About Dooky Chase's
There are restaurants that serve great food, and there are restaurants that made history. Dooky Chase's in the Tremé is, without qualification, both. Emile and Dooky Chase Sr. established the restaurant in 1941 as a lunch counter and lottery outlet on Orleans Avenue; when their son Edgar "Dooky" Chase Jr. and his wife Leah took over in 1946, they transformed it into something the city had never seen: an upscale restaurant in the Tremé where the city's African American community could dine with dignity and distinction. In an era of legal segregation, this was not merely a restaurant. It was a statement.
Through the 1950s and 1960s, Dooky Chase's dining room was where the civil rights movement in New Orleans organised itself. Martin Luther King Jr. ate at these tables. Thurgood Marshall, Ray Charles, James Baldwin, and every significant figure of the era passed through this room. Leah Chase fed them all, and she did not simply serve them — she counselled them, encouraged them, and occasionally scolded them if their strategy seemed insufficiently bold. The restaurant was simultaneously a safe gathering space, a de facto gallery for Black artists (Chase's art collection remains on the walls and constitutes one of the finest collections of African American art in the region), and a kitchen producing cooking of genuine excellence.

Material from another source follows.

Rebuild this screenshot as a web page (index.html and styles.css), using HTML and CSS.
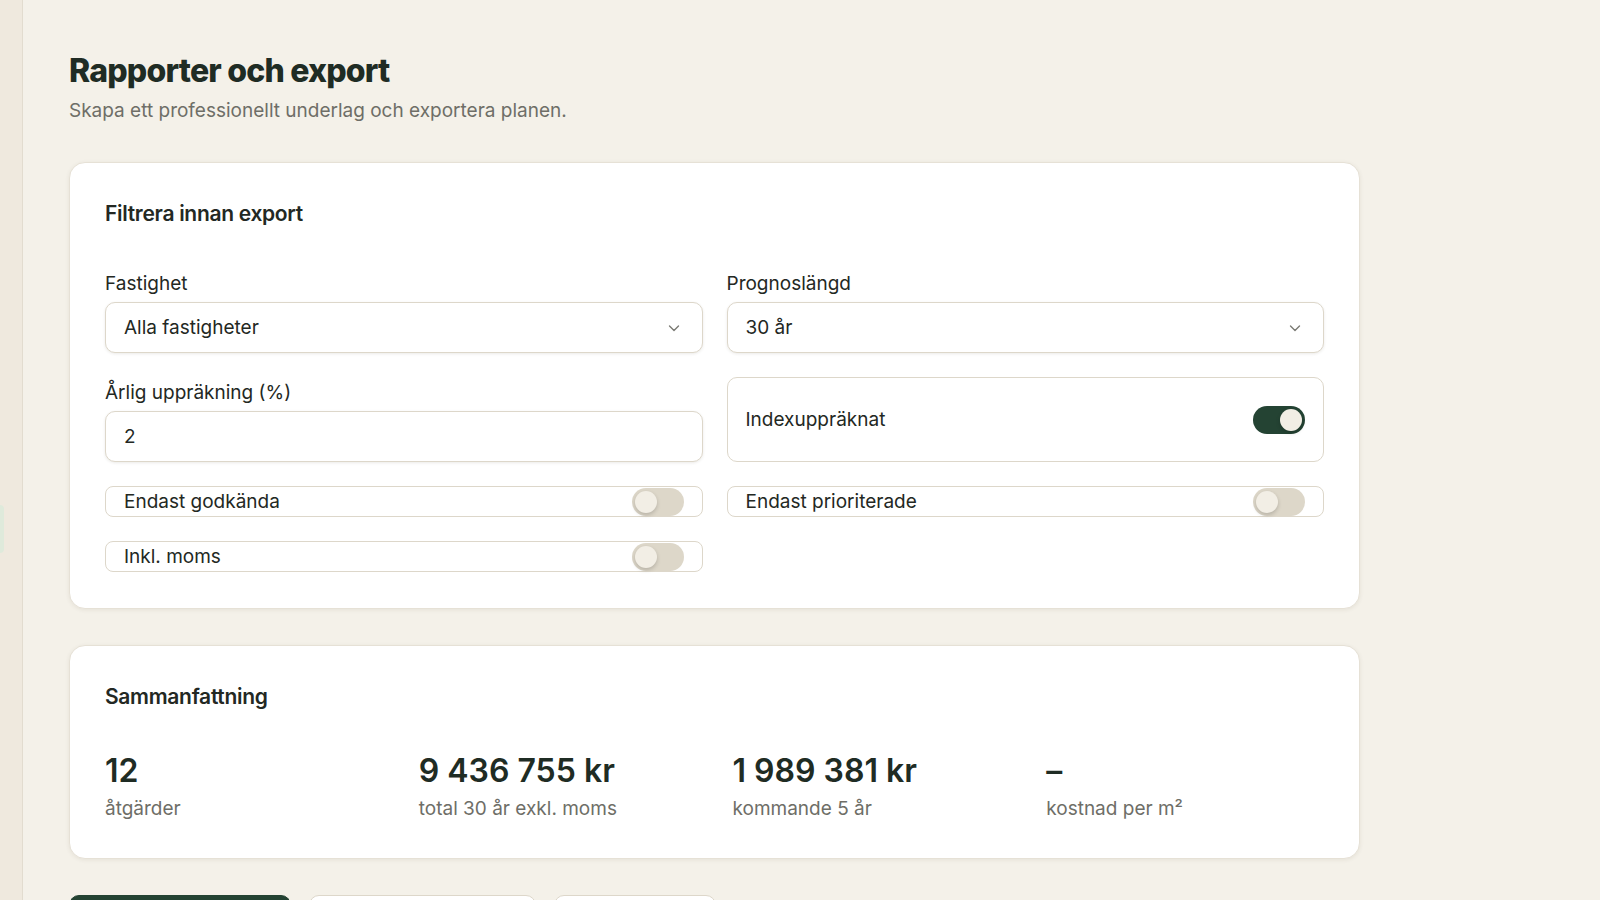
FILE: index.html
```html
<!DOCTYPE html>
<html lang="sv">
<head>
    <title>Rapporter och export</title>
    <meta name="viewport" content="width=device-width, initial-scale=1.0">
    <link rel="stylesheet" href="styles.css">
</head>
<body>
    <aside class="sidomeny">
        <div class="meny-aktiv"></div>
    </aside>

    <main class="innehall">
        <h1 class="rubrik">Rapporter och export</h1>
        <p class="underrubrik">Skapa ett professionellt underlag och exportera planen.</p>

        <section class="kort">
            <h2 class="kort-rubrik">Filtrera innan export</h2>
            <div class="filter">
                <div class="falt">
                    <label class="etikett">Fastighet</label>
                    <div class="valj">
                        <span>Alla fastigheter</span>
                        <svg width="16" height="16" viewBox="0 0 16 16"><polyline points="3.5,6 8,10.5 12.5,6" fill="none" stroke="#7a7a74" stroke-width="1.4" stroke-linecap="round" stroke-linejoin="round"/></svg>
                    </div>
                </div>
                <div class="falt">
                    <label class="etikett">Prognoslängd</label>
                    <div class="valj">
                        <span>30 år</span>
                        <svg width="16" height="16" viewBox="0 0 16 16"><polyline points="3.5,6 8,10.5 12.5,6" fill="none" stroke="#7a7a74" stroke-width="1.4" stroke-linecap="round" stroke-linejoin="round"/></svg>
                    </div>
                </div>
                <div class="falt">
                    <label class="etikett">Årlig uppräkning (%)</label>
                    <input class="inmatning" type="text" value="2">
                </div>
                <div class="vaxel-ruta">
                    <span>Indexuppräknat</span>
                    <span class="vaxel pa"><span class="knapp"></span></span>
                </div>
                <div class="vaxel-rad">
                    <span>Endast godkända</span>
                    <span class="vaxel"><span class="knapp"></span></span>
                </div>
                <div class="vaxel-rad">
                    <span>Endast prioriterade</span>
                    <span class="vaxel"><span class="knapp"></span></span>
                </div>
                <div class="vaxel-rad">
                    <span>Inkl. moms</span>
                    <span class="vaxel"><span class="knapp"></span></span>
                </div>
            </div>
        </section>

        <section class="kort">
            <h2 class="kort-rubrik sammanfattning">Sammanfattning</h2>
            <div class="siffror">
                <div>
                    <div class="siffra">12</div>
                    <div class="siffra-text">åtgärder</div>
                </div>
                <div>
                    <div class="siffra">9 436 755 kr</div>
                    <div class="siffra-text">total 30 år exkl. moms</div>
                </div>
                <div>
                    <div class="siffra">1 989 381 kr</div>
                    <div class="siffra-text">kommande 5 år</div>
                </div>
                <div>
                    <div class="siffra">–</div>
                    <div class="siffra-text">kostnad per m²</div>
                </div>
            </div>
        </section>

        <div class="knappar">
            <button class="btn primar">Exportera PDF</button>
            <button class="btn sekundar">Exportera Excel</button>
            <button class="btn sekundar smal">Skriv ut</button>
        </div>
    </main>
</body>
</html>
```

FILE: styles.css
```css
body {
    margin: 0;
    display: flex;
    min-height: 100vh;
    background: #f4f1e9;
    font-family: Inter, "Open Sans", sans-serif;
    color: #232823;
    overflow: hidden;
}
.sidomeny {
    width: 22px;
    flex-shrink: 0;
    background: #efe9de;
    border-right: 1px solid #e2dccf;
}
.meny-aktiv {
    margin-top: 505px;
    width: 4px;
    height: 48px;
    background: #dfeadb;
    border-radius: 0 8px 8px 0;
}
.innehall {
    flex: 1;
    padding: 50px 0 0 46px;
}
.rubrik {
    margin: 0;
    font-size: 32px;
    line-height: 42px;
    font-weight: 800;
    letter-spacing: -0.8px;
    color: #1f2c24;
}
.underrubrik {
    margin: 6px 0 0;
    font-size: 19px;
    line-height: 26px;
    color: #6e6e67;
}
.kort {
    width: 1291px;
    box-sizing: border-box;
    margin-top: 38px;
    padding: 36px 35px;
    background: #ffffff;
    border: 1px solid #e6e1d6;
    border-radius: 16px;
    box-shadow: 0 1px 4px rgba(60, 50, 30, 0.08);
}
.kort + .kort {
    margin-top: 36px;
}
.kort-rubrik {
    margin: 0 0 39px;
    font-size: 21px;
    line-height: 30px;
    font-weight: 600;
    letter-spacing: -0.3px;
    color: #232823;
}
.filter {
    display: grid;
    grid-template-columns: 1fr 1fr;
    gap: 24px;
}
.falt {
    display: flex;
    flex-direction: column;
    gap: 2px;
}
.etikett {
    font-size: 19px;
    line-height: 32px;
    color: #232823;
}
.valj,
.inmatning {
    box-sizing: border-box;
    height: 51px;
    padding: 0 18px;
    display: flex;
    align-items: center;
    justify-content: space-between;
    background: #fff;
    border: 1px solid #ddd7ca;
    border-radius: 10px;
    box-shadow: 0 1px 3px rgba(60, 50, 30, 0.1);
    font-size: 19px;
    color: #232823;
}
.inmatning {
    width: 100%;
    font-family: inherit;
    outline: none;
}
.valj svg {
    margin-right: 2px;
}
.vaxel-ruta,
.vaxel-rad {
    box-sizing: border-box;
    display: flex;
    align-items: center;
    justify-content: space-between;
    padding: 0 18px;
    border: 1px solid #ddd7ca;
    border-radius: 10px;
    font-size: 19px;
}
.vaxel-rad {
    height: 31px;
    border-radius: 8px;
}
.vaxel {
    width: 52px;
    height: 28px;
    border-radius: 14px;
    background: #ddd7c9;
    display: flex;
    align-items: center;
    padding: 0 3px;
    box-sizing: border-box;
}
.vaxel.pa {
    background: #244333;
    justify-content: flex-end;
}
.knapp {
    width: 22px;
    height: 22px;
    border-radius: 50%;
    background: #f2eee5;
    box-shadow: 0 2px 4px rgba(0, 0, 0, 0.18);
}
.sammanfattning {
    margin-bottom: 39px;
}
.siffror {
    display: grid;
    grid-template-columns: repeat(4, 1fr);
    gap: 36px;
}
.siffra {
    font-size: 32px;
    line-height: 40px;
    font-weight: 600;
    color: #1f2c24;
}
.siffra-text {
    margin-top: 5px;
    font-size: 19px;
    line-height: 26px;
    color: #6e6e67;
}
.knappar {
    display: flex;
    gap: 18px;
    margin-top: 36px;
}
.btn {
    height: 46px;
    border-radius: 10px;
    font-family: inherit;
    font-size: 17px;
    padding: 0 24px;
}
.primar {
    width: 222px;
    background: #244333;
    color: #fff;
    border: 1px solid #244333;
}
.sekundar {
    width: 227px;
    background: #fff;
    color: #232823;
    border: 1px solid #ddd7ca;
}
.smal {
    width: 162px;
}
```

Leah Chase — the Queen of Creole Cuisine, as she became known — died in 2019 at the age of 96, still cooking in her kitchen. The restaurant continues under family operation, and the cooking maintains the standards she established over seven decades. The Creole gumbo, with its dark roux and careful balance of pork, chicken, and seafood, is among the finest in a city of exceptional gumbos. The fried chicken, the shrimp Clemenceau, the stuffed shrimp — all benchmarks. The Friday dinner and Saturday dinner service are the best times to experience the full menu in a room that carries its history on every wall. In 2025, the James Beard Foundation named Dooky Chase's an America's Classic — a recognition long overdue and entirely correct.
Why It Works for Team Dinners
Bringing a team to Dooky Chase's is an act of deliberate generosity: you are offering them not just dinner but context, history, and the kind of storytelling that makes an evening memorable long after the food is finished. For teams with any connection to New Orleans — visiting for a conference, relocating, working with local partners — this is the table that explains the city. The art on the walls, the history in the room, and the food on the plate together constitute a masterclass in what New Orleans actually is beneath the tourist surface.
Practically, the restaurant accommodates groups well, with tables that allow for the long conversations and shared dishes that characterise a team dinner done correctly. The menu is broad enough to satisfy varying preferences; the price point is accessible compared to other New Orleans institutions of equivalent significance, which means the conversation about the meal does not become a conversation about the bill. The Creole cooking is communal by nature — the gumbo arrives and is discussed; the fried chicken is passed around; the shrimp Clemenceau is shared. Food that requires commentary and engagement is the best food for a team: it gives the table something to talk about that is not work, and that shared pleasure is the precise mechanism by which teams become more than the sum of their individual members.